Your objective: All of the records below must be output exactly, with no pictures carried over.

(Records with interface code)
____________

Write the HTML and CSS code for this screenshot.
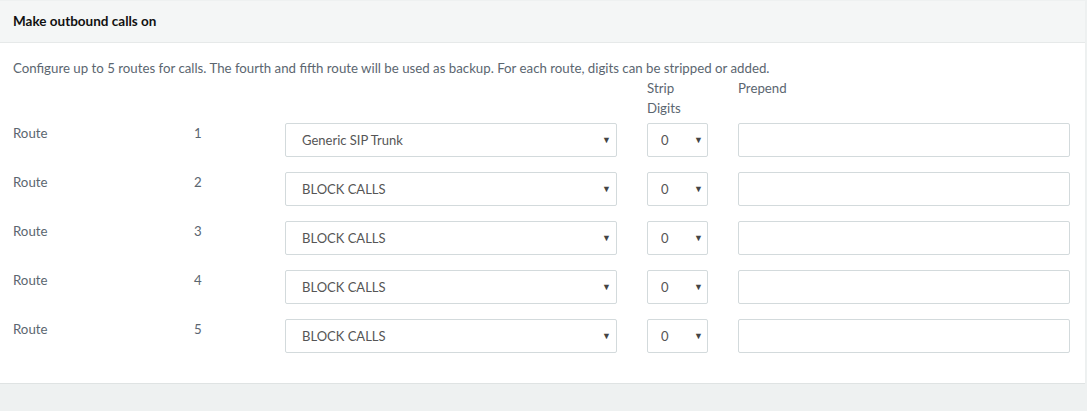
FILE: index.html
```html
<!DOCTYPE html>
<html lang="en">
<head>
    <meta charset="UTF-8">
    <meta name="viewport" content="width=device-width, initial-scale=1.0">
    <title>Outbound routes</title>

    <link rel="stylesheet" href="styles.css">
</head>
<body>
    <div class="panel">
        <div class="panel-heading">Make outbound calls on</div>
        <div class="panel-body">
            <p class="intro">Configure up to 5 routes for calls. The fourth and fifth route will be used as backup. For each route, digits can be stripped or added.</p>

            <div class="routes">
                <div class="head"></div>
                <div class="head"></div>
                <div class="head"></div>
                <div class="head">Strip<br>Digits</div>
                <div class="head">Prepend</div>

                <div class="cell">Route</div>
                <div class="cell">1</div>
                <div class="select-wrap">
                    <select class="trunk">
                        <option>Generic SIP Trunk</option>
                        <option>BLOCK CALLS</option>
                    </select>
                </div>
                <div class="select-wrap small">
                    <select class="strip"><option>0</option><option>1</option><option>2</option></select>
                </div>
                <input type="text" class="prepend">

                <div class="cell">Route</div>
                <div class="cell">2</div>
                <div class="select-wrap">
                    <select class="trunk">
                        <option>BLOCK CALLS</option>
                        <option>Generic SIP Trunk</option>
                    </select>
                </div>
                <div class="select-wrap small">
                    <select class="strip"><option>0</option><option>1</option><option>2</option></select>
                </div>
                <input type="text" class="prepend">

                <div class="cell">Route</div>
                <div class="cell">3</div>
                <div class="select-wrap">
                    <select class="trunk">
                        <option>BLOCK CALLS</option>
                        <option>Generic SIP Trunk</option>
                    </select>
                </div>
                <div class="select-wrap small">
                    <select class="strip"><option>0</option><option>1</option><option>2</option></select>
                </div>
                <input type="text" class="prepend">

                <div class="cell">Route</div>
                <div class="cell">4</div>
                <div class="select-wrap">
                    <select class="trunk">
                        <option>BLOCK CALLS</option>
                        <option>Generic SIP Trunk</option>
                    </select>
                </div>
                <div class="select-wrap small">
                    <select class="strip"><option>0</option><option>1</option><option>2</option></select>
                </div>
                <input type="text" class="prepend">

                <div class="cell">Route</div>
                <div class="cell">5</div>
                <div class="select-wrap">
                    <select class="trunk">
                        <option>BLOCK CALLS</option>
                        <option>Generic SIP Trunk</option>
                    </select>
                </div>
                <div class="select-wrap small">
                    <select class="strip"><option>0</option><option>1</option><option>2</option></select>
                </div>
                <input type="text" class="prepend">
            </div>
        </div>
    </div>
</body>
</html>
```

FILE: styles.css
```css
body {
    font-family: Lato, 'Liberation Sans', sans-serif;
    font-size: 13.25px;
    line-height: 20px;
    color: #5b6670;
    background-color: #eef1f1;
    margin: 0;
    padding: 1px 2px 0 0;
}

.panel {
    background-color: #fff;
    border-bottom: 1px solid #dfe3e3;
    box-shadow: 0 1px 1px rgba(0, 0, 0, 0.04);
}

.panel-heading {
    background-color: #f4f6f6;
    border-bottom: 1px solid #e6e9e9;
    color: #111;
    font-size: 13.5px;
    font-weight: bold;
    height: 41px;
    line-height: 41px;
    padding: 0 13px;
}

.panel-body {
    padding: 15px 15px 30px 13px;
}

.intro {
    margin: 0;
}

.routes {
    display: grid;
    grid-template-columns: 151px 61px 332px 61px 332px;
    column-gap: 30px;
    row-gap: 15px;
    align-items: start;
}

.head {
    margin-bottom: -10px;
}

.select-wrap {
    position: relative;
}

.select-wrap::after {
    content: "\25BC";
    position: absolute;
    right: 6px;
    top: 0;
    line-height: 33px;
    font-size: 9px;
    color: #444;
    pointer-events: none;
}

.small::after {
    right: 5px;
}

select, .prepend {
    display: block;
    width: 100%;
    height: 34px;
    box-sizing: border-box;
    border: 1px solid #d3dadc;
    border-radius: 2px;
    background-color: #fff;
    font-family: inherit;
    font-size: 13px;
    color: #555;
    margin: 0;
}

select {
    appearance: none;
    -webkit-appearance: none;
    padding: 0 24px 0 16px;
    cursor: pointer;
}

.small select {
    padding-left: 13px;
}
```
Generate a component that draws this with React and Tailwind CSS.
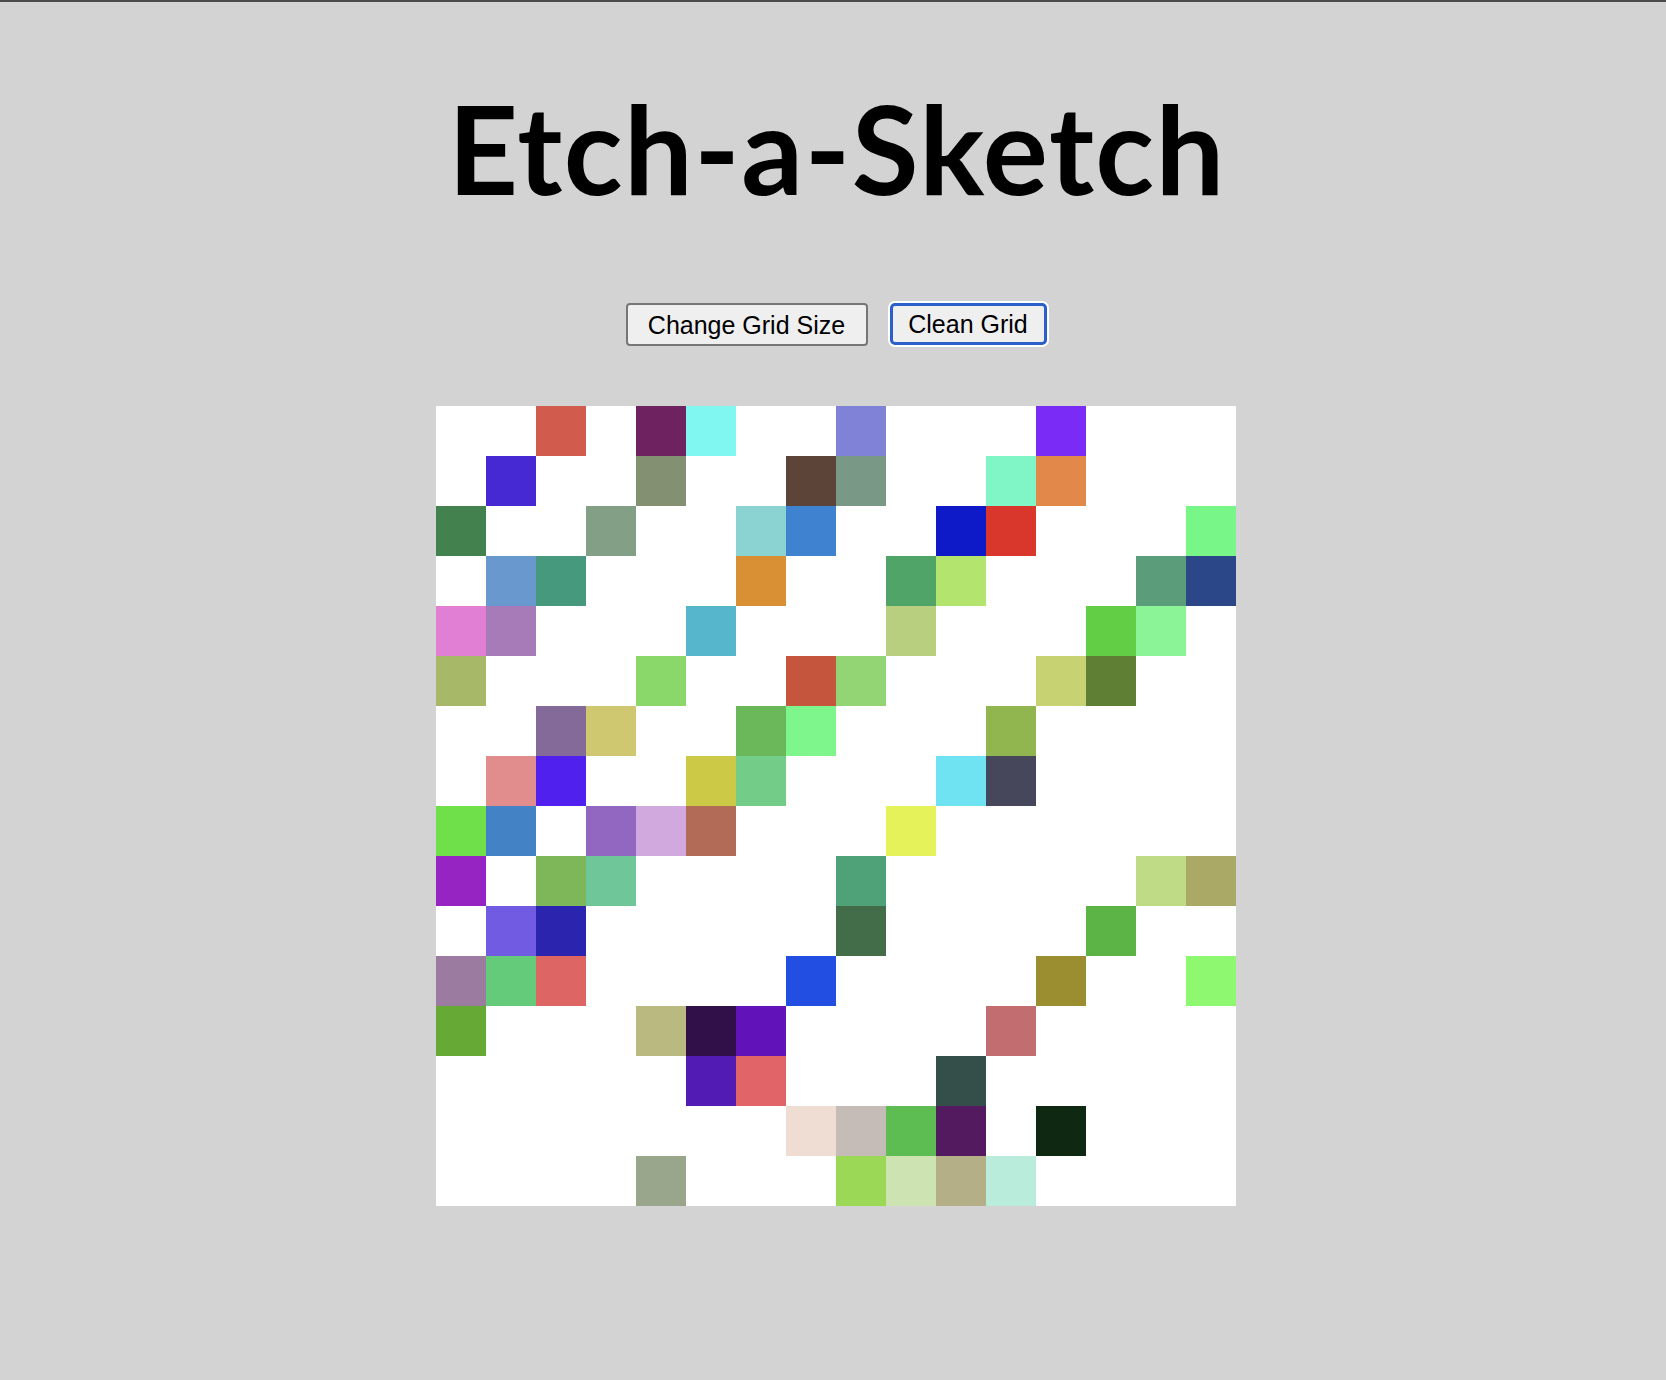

____________

Written answer:
Write the HTML and CSS code for this screenshot.
FILE: index.html
```html
<!DOCTYPE html>
<html lang="en">
<head>
    <meta charset="UTF-8">
    <meta name="viewport" content="width=device-width, initial-scale=1.0">
    <title>Outbound routes</title>

    <link rel="stylesheet" href="styles.css">
</head>
<body>
    <div class="panel">
        <div class="panel-heading">Make outbound calls on</div>
        <div class="panel-body">
            <p class="intro">Configure up to 5 routes for calls. The fourth and fifth route will be used as backup. For each route, digits can be stripped or added.</p>

            <div class="routes">
                <div class="head"></div>
                <div class="head"></div>
                <div class="head"></div>
                <div class="head">Strip<br>Digits</div>
                <div class="head">Prepend</div>

                <div class="cell">Route</div>
                <div class="cell">1</div>
                <div class="select-wrap">
                    <select class="trunk">
                        <option>Generic SIP Trunk</option>
                        <option>BLOCK CALLS</option>
                    </select>
                </div>
                <div class="select-wrap small">
                    <select class="strip"><option>0</option><option>1</option><option>2</option></select>
                </div>
                <input type="text" class="prepend">

                <div class="cell">Route</div>
                <div class="cell">2</div>
                <div class="select-wrap">
                    <select class="trunk">
                        <option>BLOCK CALLS</option>
                        <option>Generic SIP Trunk</option>
                    </select>
                </div>
                <div class="select-wrap small">
                    <select class="strip"><option>0</option><option>1</option><option>2</option></select>
                </div>
                <input type="text" class="prepend">

                <div class="cell">Route</div>
                <div class="cell">3</div>
                <div class="select-wrap">
                    <select class="trunk">
                        <option>BLOCK CALLS</option>
                        <option>Generic SIP Trunk</option>
                    </select>
                </div>
                <div class="select-wrap small">
                    <select class="strip"><option>0</option><option>1</option><option>2</option></select>
                </div>
                <input type="text" class="prepend">

                <div class="cell">Route</div>
                <div class="cell">4</div>
                <div class="select-wrap">
                    <select class="trunk">
                        <option>BLOCK CALLS</option>
                        <option>Generic SIP Trunk</option>
                    </select>
                </div>
                <div class="select-wrap small">
                    <select class="strip"><option>0</option><option>1</option><option>2</option></select>
                </div>
                <input type="text" class="prepend">

                <div class="cell">Route</div>
                <div class="cell">5</div>
                <div class="select-wrap">
                    <select class="trunk">
                        <option>BLOCK CALLS</option>
                        <option>Generic SIP Trunk</option>
                    </select>
                </div>
                <div class="select-wrap small">
                    <select class="strip"><option>0</option><option>1</option><option>2</option></select>
                </div>
                <input type="text" class="prepend">
            </div>
        </div>
    </div>
</body>
</html>
```

FILE: styles.css
```css
body {
    font-family: Lato, 'Liberation Sans', sans-serif;
    font-size: 13.25px;
    line-height: 20px;
    color: #5b6670;
    background-color: #eef1f1;
    margin: 0;
    padding: 1px 2px 0 0;
}

.panel {
    background-color: #fff;
    border-bottom: 1px solid #dfe3e3;
    box-shadow: 0 1px 1px rgba(0, 0, 0, 0.04);
}

.panel-heading {
    background-color: #f4f6f6;
    border-bottom: 1px solid #e6e9e9;
    color: #111;
    font-size: 13.5px;
    font-weight: bold;
    height: 41px;
    line-height: 41px;
    padding: 0 13px;
}

.panel-body {
    padding: 15px 15px 30px 13px;
}

.intro {
    margin: 0;
}

.routes {
    display: grid;
    grid-template-columns: 151px 61px 332px 61px 332px;
    column-gap: 30px;
    row-gap: 15px;
    align-items: start;
}

.head {
    margin-bottom: -10px;
}

.select-wrap {
    position: relative;
}

.select-wrap::after {
    content: "\25BC";
    position: absolute;
    right: 6px;
    top: 0;
    line-height: 33px;
    font-size: 9px;
    color: #444;
    pointer-events: none;
}

.small::after {
    right: 5px;
}

select, .prepend {
    display: block;
    width: 100%;
    height: 34px;
    box-sizing: border-box;
    border: 1px solid #d3dadc;
    border-radius: 2px;
    background-color: #fff;
    font-family: inherit;
    font-size: 13px;
    color: #555;
    margin: 0;
}

select {
    appearance: none;
    -webkit-appearance: none;
    padding: 0 24px 0 16px;
    cursor: pointer;
}

.small select {
    padding-left: 13px;
}
```
Generate a component that draws this with React and Tailwind CSS.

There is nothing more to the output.